House Agriculture Committee leaders urged President Trump to fill four vacant CFTC commissioner seats.
Crypto News
The leaders of the House Agriculture Committee sent a joint letter to President Donald Trump on May 16, calling on him to nominate four commissioners to the Commodity Futures Trading Commission (CFTC). The committee said the agency cannot handle its expanding mandate with only one commissioner in place.
Committee Chairman Glenn "GT" Thompson and Ranking Member Angie Craig wrote in the letter that the agency "will be best served by a full five-member commission." They added that a complete panel would produce "better regulations, more durable rules, and more sensitivity to the divergent views of key derivatives market stakeholders."
CFTC Chairman Michael Selig has been the agency's only sitting commissioner since December 2025, following a series of departures that left four seats empty. No law requires the commission to remain full, but the law caps any single political party at three seats. The CFTC operates with approximately 543 full-time employees, compared with roughly 4,200 at the SEC.
CLARITY Act Expands CFTC's Workload
The letter arrived one day after the Senate Banking Committee voted 15-9 on May 15 to advance the CLARITY Act, which would give the CFTC sweeping new authority over spot digital commodity trading. Two Democrats joined Republicans in that vote. The House passed its own version of the bill in July 2025 with 294 votes. Thompson and Craig tied their request directly to the bill, noting that implementation would require a significant new rulemaking effort from the commission.
Thompson and Craig also raised the risk of legal vulnerability in rules written by a single commissioner, noting that a full panel produces more durable regulations. That concern is already active. The CFTC is currently defending prediction market lawsuits filed in five states, including Wisconsin, New York, Arizona, Connecticut, and Illinois. The agency is also working to formalize its position on non-custodial software developers.

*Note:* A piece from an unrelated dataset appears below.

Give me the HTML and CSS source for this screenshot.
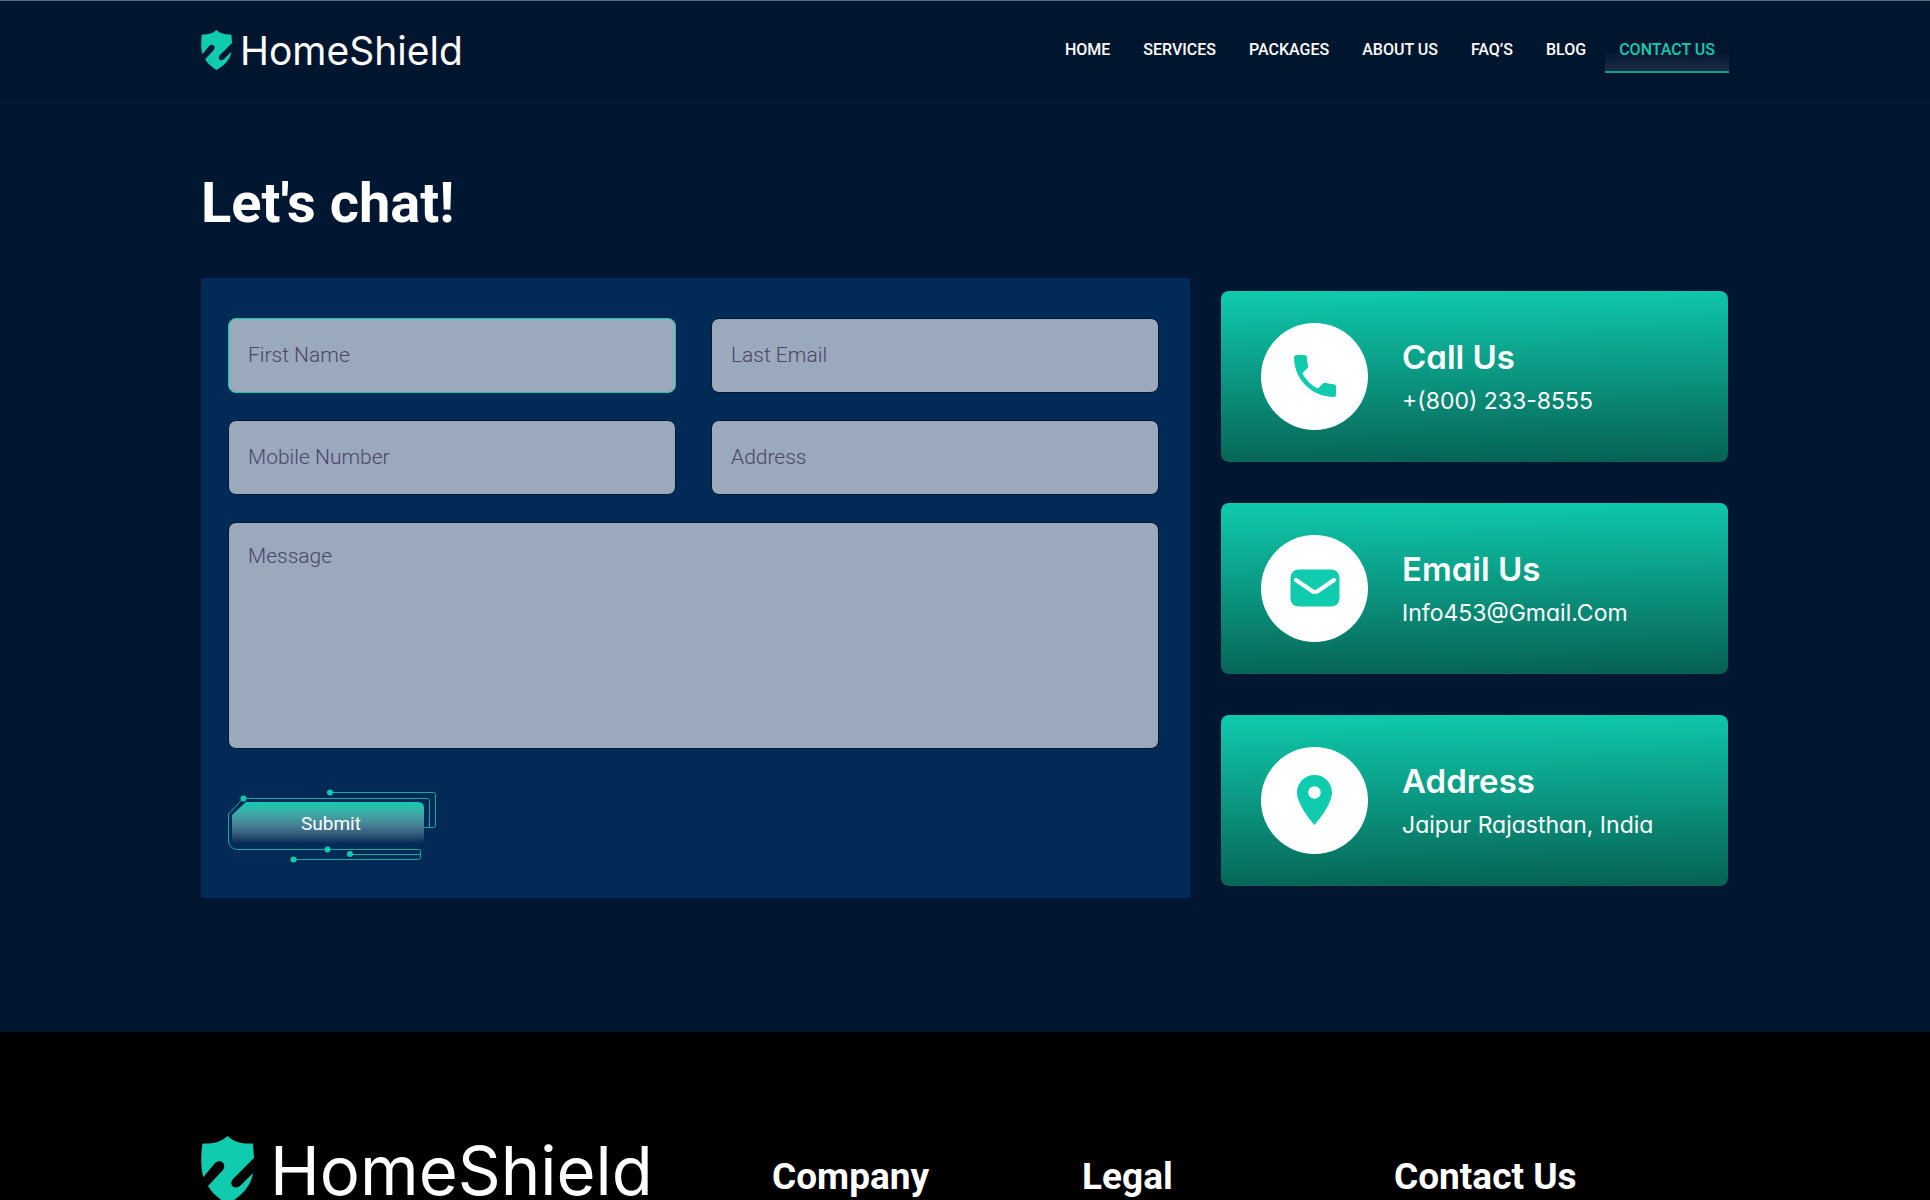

Bloomberg reported in January 2026 that the White House was considering a bipartisan slate of nominees. The reported candidates included Optiver lobbyist Matt MacKenzie, Senate staffer Bill Rockwood, and Jump Trading's Ari Officer for Democratic seats, alongside Nathan Anonick and Chelsea Pizzola for Republican slots. Trump has not formally nominated anyone beyond Selig.
Senator Amy Klobuchar has separately proposed an amendment to the Senate Agriculture Committee's version of the market structure bill that would block new CFTC rules from taking effect until at least four commissioners are seated.